Marie Paillard fait partie des femmes condamnées aux travaux forcés. Elle l'a été pour vol. Arrivée en 1881, mariée à deux reprises, Marie a fait sa vie du nord au sud de la Grande Terre sans avoir d'autre enfant que Jules, né en France, une dizaine d'années avant sa condamnation. Son fils a fait souche en Calédonie. Gérard Paillard, l'arrière-petit-fils de Marie, vit en Australie et il n'a de cesse de chercher à combler les zones encore floues de la vie de ses aïeux. Retour sur la vie de Marie Paillard dans ce 58e épisode de notre sage consacrée aux familles issues du bagne. Cet article est une archive parue dans Les Nouvelles calédoniennes le samedi 25 mai 2017.

"Marie est née le 6 avril 1850 à Bosc-Geffroy en Seine-Maritime. De son enfance, nous savons seulement qu'elle a été condamnée une première fois pour vol en 1863 par le tribunal de Neufchâtel. Elle avait alors 13 ans. Puis une seconde fois, en 1871. Elle avait alors 21 ans et était maman d'un petit Jules à peine âgé de 3 ans. Et encore une troisième fois, en 1879. L'année suivante, le 20 février 1880, la cour d'assises de la Seine-Inférieure, à Rouen, condamne Marie à cinq ans de travaux forcés, sans surveillance, pour vols qualifiés et complicité de vols qualifiés par recel. La jeune journalière n'a pas encore 30 ans et Jules moins de 11 ans."

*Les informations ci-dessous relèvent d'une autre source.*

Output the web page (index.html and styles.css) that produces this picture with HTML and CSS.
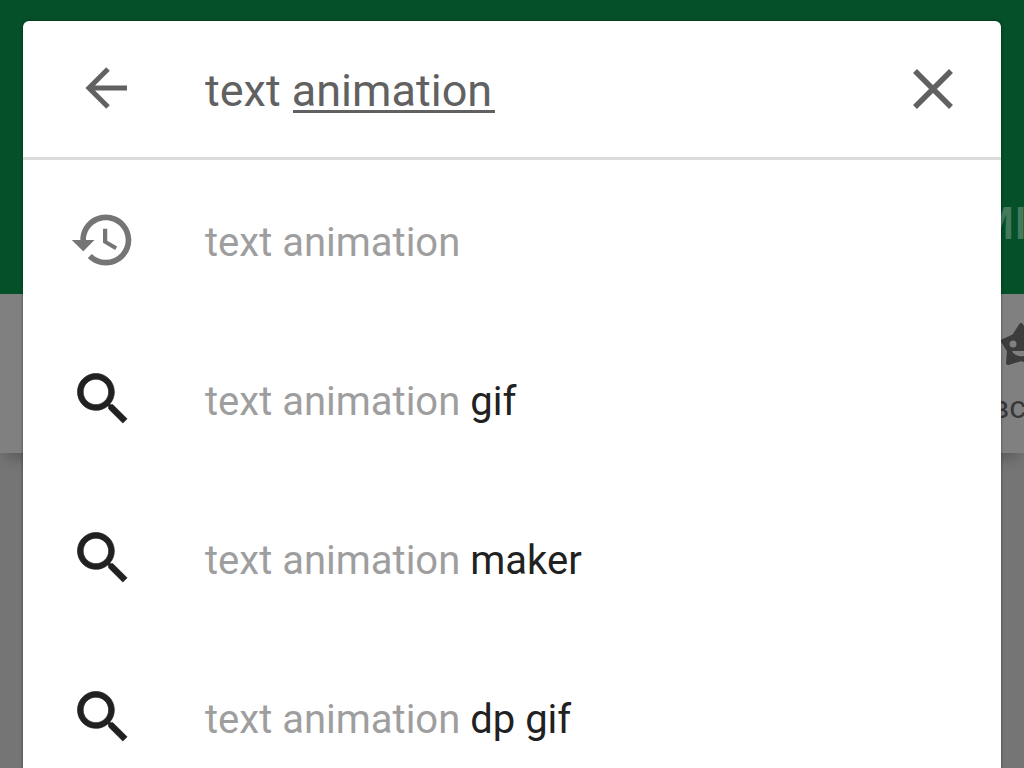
FILE: index.html
```html
<!DOCTYPE html>
<html lang="en">
<head>
<meta charset="utf-8">
<meta name="viewport" content="width=device-width, initial-scale=1">
<title>Search</title>
<link rel="stylesheet" href="styles.css">
</head>
<body>
<div class="store" aria-hidden="true">
  <div class="store-tabs"><span class="tab">MI</span></div>
  <div class="store-nav">
    <div class="nav-item">
      <svg class="star" viewBox="0 0 48 48"><path fill="#3c3c3c" stroke="#3c3c3c" stroke-width="4" stroke-linejoin="round" d="M21 4l7 11 12 3-7 11 1 13-13-4-13 4 1-12L3 20l11-5z"/><circle cx="13" cy="23" r="3.5" fill="#808080"/><circle cx="29" cy="23" r="3.5" fill="#808080"/><path fill="#808080" d="M12 30h19c-3 7-16 7-19 0z"/></svg>
      <span class="nav-label">вс</span>
    </div>
  </div>
</div>
<main class="panel">
  <form class="search-bar" role="search">
    <button class="icon-button back" type="button" aria-label="Back">
      <svg class="icon-small" viewBox="0 0 64 64"><path fill="none" stroke="#616161" stroke-width="5" d="M53 31H15M34 12L15 31l19 19"/></svg>
    </button>
    <input class="search-input" type="text" aria-label="Search" value="text animation" spellcheck="false" autocomplete="off">
    <button class="icon-button" type="button" aria-label="Clear">
      <svg class="icon-small" viewBox="0 0 64 64"><path fill="none" stroke="#616161" stroke-width="5.5" d="M14 14l36 36M50 14L14 50"/></svg>
    </button>
  </form>
  <ul class="suggestions">
    <li><a class="suggestion" href="#"><svg class="icon history" viewBox="0 0 24 24"><path d="M13 3c-4.97 0-9 4.03-9 9H1l3.89 3.89.07.14L9 12H6c0-3.87 3.13-7 7-7s7 3.13 7 7-3.13 7-7 7c-1.93 0-3.68-.79-4.94-2.06l-1.42 1.42C8.27 19.99 10.51 21 13 21c4.97 0 9-4.03 9-9s-4.03-9-9-9zm-1 5v5l4.28 2.54.72-1.21-3.5-2.08V8H12z"/></svg><span class="phrase">text animation</span></a></li>
    <li><a class="suggestion" href="#"><svg class="icon find" viewBox="0 0 24 24"><path d="M15.5 14h-.79l-.28-.27C15.41 12.59 16 11.11 16 9.5 16 5.91 13.09 3 9.5 3S3 5.91 3 9.5 5.91 16 9.5 16c1.61 0 3.09-.59 4.23-1.57l.27.28v.79l5 4.99L20.49 19l-4.99-5zm-6 0C7.01 14 5 11.99 5 9.5S7.01 5 9.5 5 14 7.01 14 9.5 11.99 14 9.5 14z"/></svg><span class="phrase">text animation <b>gif</b></span></a></li>
    <li><a class="suggestion" href="#"><svg class="icon find" viewBox="0 0 24 24"><path d="M15.5 14h-.79l-.28-.27C15.41 12.59 16 11.11 16 9.5 16 5.91 13.09 3 9.5 3S3 5.91 3 9.5 5.91 16 9.5 16c1.61 0 3.09-.59 4.23-1.57l.27.28v.79l5 4.99L20.49 19l-4.99-5zm-6 0C7.01 14 5 11.99 5 9.5S7.01 5 9.5 5 14 7.01 14 9.5 11.99 14 9.5 14z"/></svg><span class="phrase">text animation <b>maker</b></span></a></li>
    <li><a class="suggestion" href="#"><svg class="icon find" viewBox="0 0 24 24"><path d="M15.5 14h-.79l-.28-.27C15.41 12.59 16 11.11 16 9.5 16 5.91 13.09 3 9.5 3S3 5.91 3 9.5 5.91 16 9.5 16c1.61 0 3.09-.59 4.23-1.57l.27.28v.79l5 4.99L20.49 19l-4.99-5zm-6 0C7.01 14 5 11.99 5 9.5S7.01 5 9.5 5 14 7.01 14 9.5 11.99 14 9.5 14z"/></svg><span class="phrase">text animation <b>dp gif</b></span></a></li>
  </ul>
</main>
</body>
</html>
```
FILE: styles.css
```css
* {
  box-sizing: border-box;
}

body {
  margin: 0;
  height: 100vh;
  display: grid;
  grid-template: minmax(0, 1fr) / minmax(0, 1fr);
  overflow: hidden;
  background: #757575;
  font-family: Roboto, "Noto Sans", sans-serif;
}

.store,
.panel {
  grid-area: 1 / 1;
}

.store {
  overflow: hidden;
}

.store-tabs {
  display: flex;
  justify-content: flex-end;
  height: 294px;
  padding-top: 197px;
  background: #055028;
}

.tab {
  margin-right: -3px;
  color: #447a5c;
  font-size: 45px;
  font-weight: 500;
  line-height: 54px;
}

.store-nav {
  display: flex;
  justify-content: flex-end;
  height: 159px;
  padding-top: 27px;
  background: #808080;
  box-shadow: 0 12px 12px -6px #5c5c5c;
}

.nav-item {
  display: flex;
  flex-direction: column;
  gap: 18px;
  width: 57px;
  margin-right: -24px;
}

.star {
  width: 48px;
  height: 48px;
  margin-left: 9px;
}

.nav-label {
  color: #383838;
  font-size: 32px;
  line-height: 40px;
}

.panel {
  position: relative;
  margin: 21px 23px 0;
  overflow: hidden;
  background: #fff;
  border-radius: 6px 6px 0 0;
  box-shadow: 0 0 3px rgba(0, 0, 0, 0.5);
}

.search-bar {
  display: flex;
  align-items: center;
  height: 139px;
  padding: 0 36px 0 51px;
  border-bottom: 3px solid #dcdcdc;
}

.icon-button {
  display: flex;
  padding: 0;
  border: 0;
  background: none;
}

.back {
  margin-right: 67px;
}

.icon-small {
  width: 64px;
  height: 64px;
}

.search-input {
  flex: 1;
  min-width: 0;
  height: 64px;
  padding: 2px 0 0;
  border: 0;
  outline: 0;
  color: #616161;
  background: linear-gradient(#616161, #616161) 88px 53px / 202px 3px no-repeat;
  font: 45px/60px Roboto, "Noto Sans", sans-serif;
}

.suggestions {
  margin: 0;
  padding: 0;
  list-style: none;
}

.suggestion {
  display: flex;
  align-items: center;
  gap: 68px;
  height: 159px;
  padding-left: 46px;
  color: #9e9e9e;
  font-size: 40px;
  line-height: 48px;
  text-decoration: none;
}

.phrase {
  padding-top: 6px;
}

.suggestion b {
  color: #212121;
  font-weight: 400;
}

.icon {
  width: 68px;
  height: 68px;
}

.find {
  fill: #212121;
  stroke: #212121;
  stroke-width: 0.25;
}

.history {
  fill: #757575;
}
```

Gérard Paillard est parti s'établir avec femme et enfants en Australie, en 1972.

Gérard Paillard, l'arrière-petit-fils de Marie, raconte l'histoire de son " audacieuse " aïeule non sans un brin de fierté pour cette femme " courageuse " car, si l'envoi à la Nouvelle était éprouvant pour les hommes, il ne l'était pas moins pour les femmes. Déracinées, rapidement mariées, et souvent mères de famille nombreuse, les femmes condamnées ont, elles aussi, eu la vie dure. Aidé de Denise Def, Gérard remonte le fil de son histoire.

Une seconde vie

" Marie embarque donc sur l'Ernestine et arrive dans la colonie le 15 octobre 1881. Il n'y a aucune trace de Jules qui, pourtant, devrait l'accompagner. À son arrivée, elle est envoyée au couvent de Bourail sous la surveillance des sœurs de Saint-Joseph de Cluny. Elle y rencontre Pierre Charry dit Lacouere, un cordonnier âgé de 52 ans, ancien condamné, libéré et concessionnaire au grand Méaré, à La Foa, depuis 1880. Le mariage est célébré à peine huit mois après son arrivée, le 7 juin 1882, à Bourail, et il semble qu'il n'y ait eu aucune descendance de ce mariage. "


Jules, l'unique fils de Marie. Sur le feuillet matricule de Marie, il est écrit quelle a cinq enfants au moment de sa condamnation mais jamais les descendants nont pu retrouver la trace de ces autres enfants, s'ils ont vraiment existé.

Marie est libérée en 1885. Son fils Jules rejoint l'année suivante le pensionnat de Néméara. Gérard n'a pas de trace écrite de l'enfance de son grand-père Jules, seulement les récits familiaux.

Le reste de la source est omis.